Granville Sharpe
Granville Sharpe was born on this date in 1735. He was a white-European abolitionist and philanthropist.
He was born in Durham, England, the son of an Episcopalian archdeacon. 1748 Sharpe attended grammar school in Durham and then moved to London to work with a Quaker merchant. Over the next ten years, he taught himself Greek and Hebrew. In 1765, he began working in civil service as a minor clerk. Sharpe had a brother who was a doctor in London. One day, on a visit to his office, he met a Black slave, Jonathon Strong, who had been beaten by his master and left to die. Sharpe's brother helped the slave recover.
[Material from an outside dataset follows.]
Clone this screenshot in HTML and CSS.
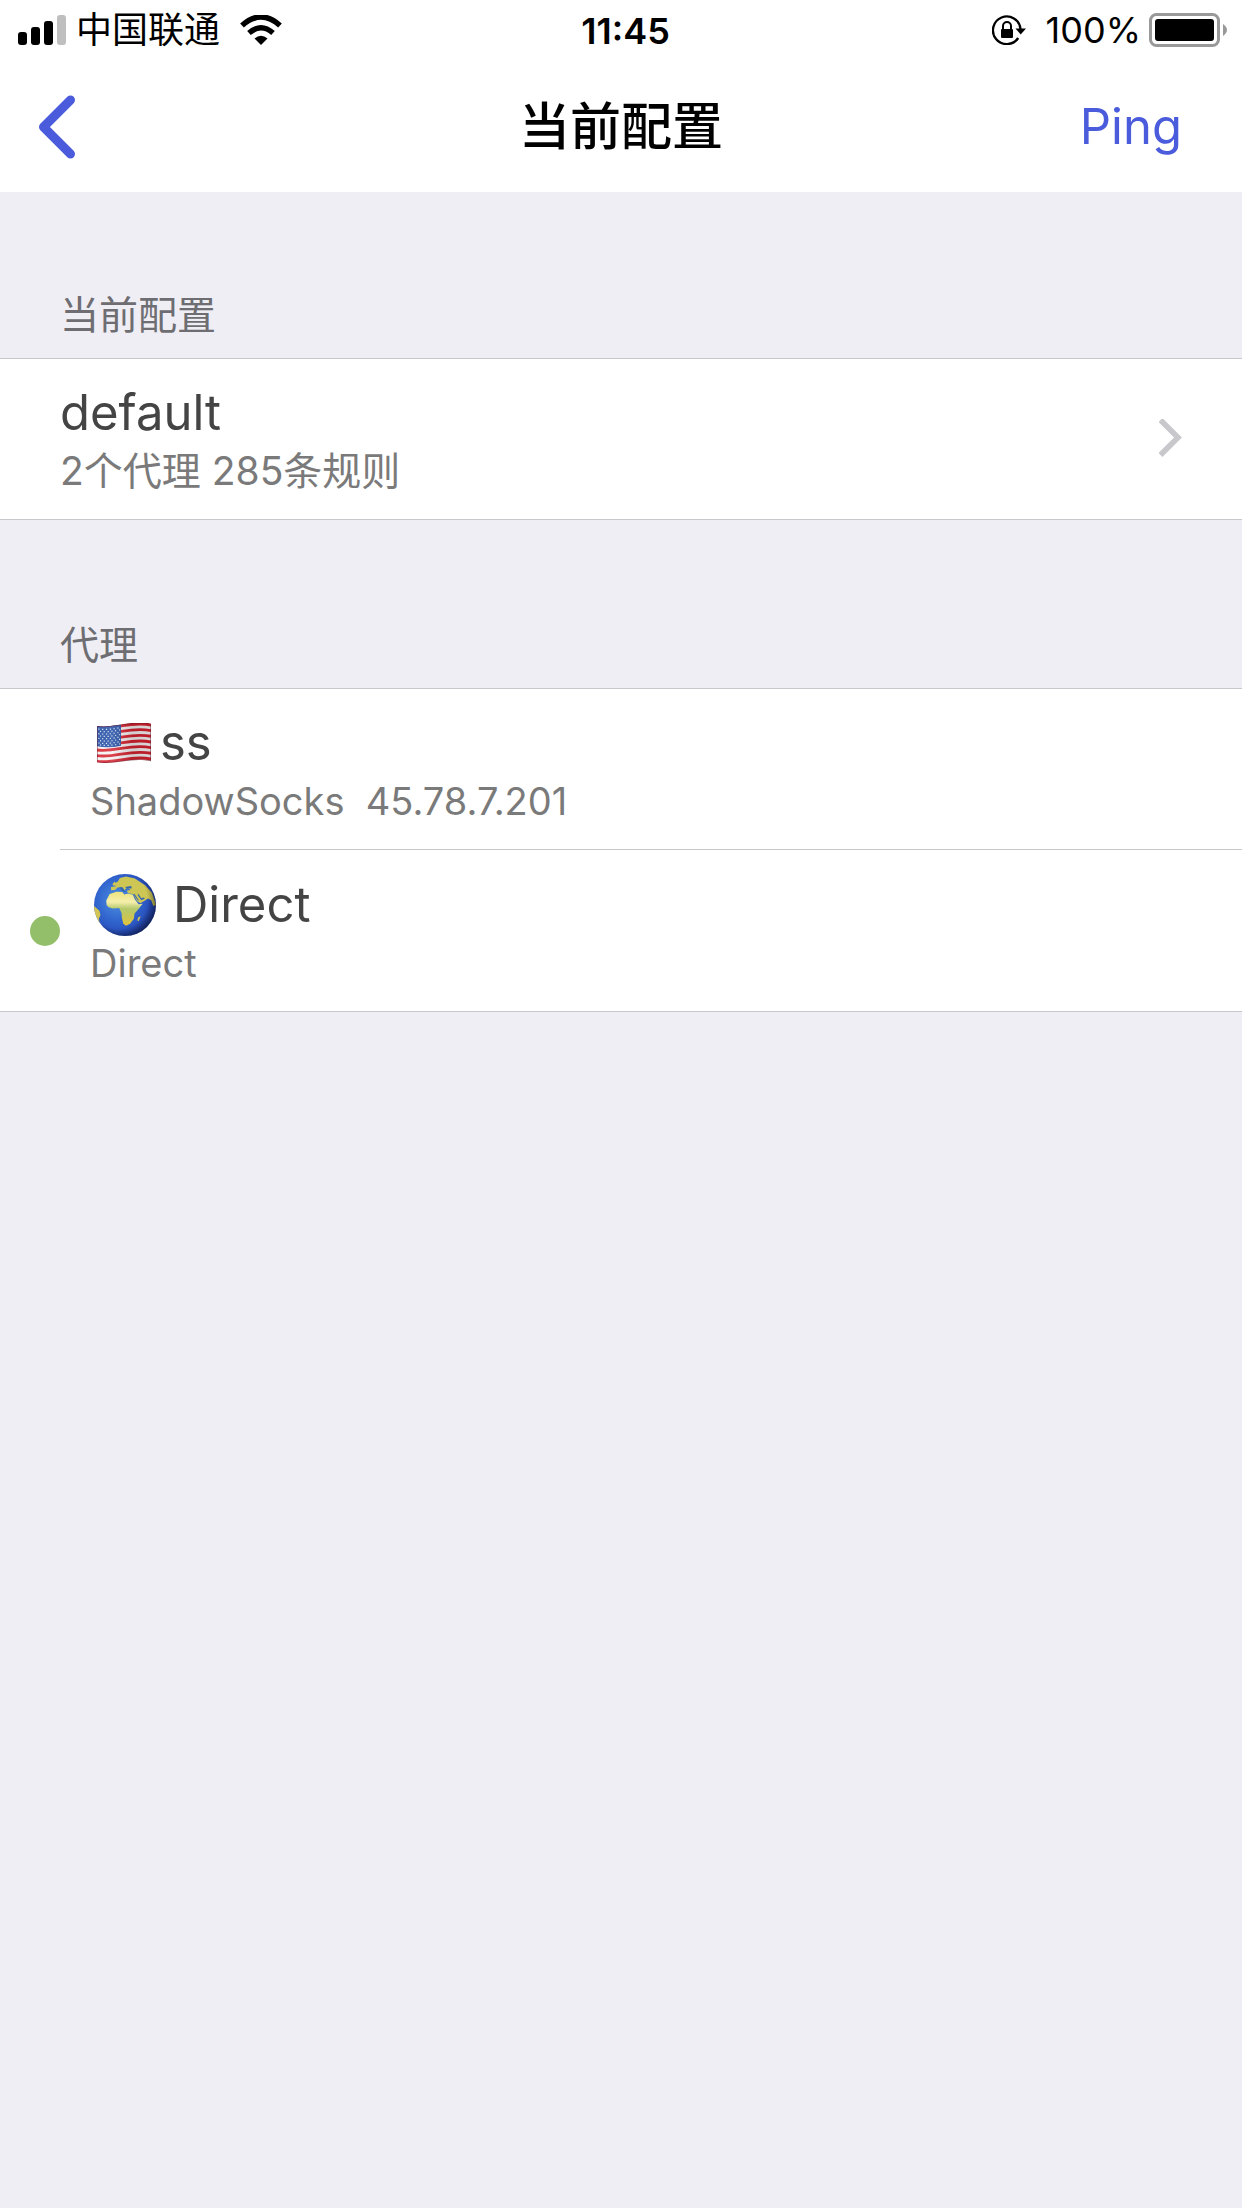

Two years later, the master spotted his slave and secretly sold him to another slave owner, trying to conspire to have him kidnapped and sent back into slavery in Jamaica. Strong appealed to Sharpe for help. Sharpe brought his case before the Lord Mayor of London, who decided Strong was free. Sharpe's 1769 anti-slavery publication provided legal arguments that attacked the ruling by Yorke and Talbot in 1729 that slaves remained the property of their owners in England and the colonies. Between 1765 and 1770, Sharpe also began defending "Shanghai-ed" slaves and former slaves.
The courts never granted Sharpe a broad anti-slavery ruling, but the individual cases were usually decided in Sharpe's favor. In 1772, Sharpe was involved in another legal case that is historically called the Charter of Freedom. Here, it was written, "England is a soil whose air is deemed too pure for slaves to breathe in." Sharpe also was involved in creating a colony in Africa for relocated slaves. Later known as Freetown, the colony was in present-day Sierra Leone. Though the colony was not well planned, 397 blacks sailed there, but ten years later, the colony failed.
Sharpe worked closely with Thomas Clarkson and William Wilberforce, opposing the British war in 1776 with the United States. A co-founder of the American Episcopalian Church, in 1787, Sharp and others formed the Society for the Abolition of the Slave Trade. That same year, he published his pamphlet, "A Summary View of the Slave Trade and of the Probable Consequences of Its Abolition." After passing the Abolition of the Slave Trade Act in 1807, Sharp and others formed the Society for the Mitigation and Gradual Abolition of Slavery.
Granville Sharp, however, was not to see the final abolition of slavery, dying on July 6, 1813.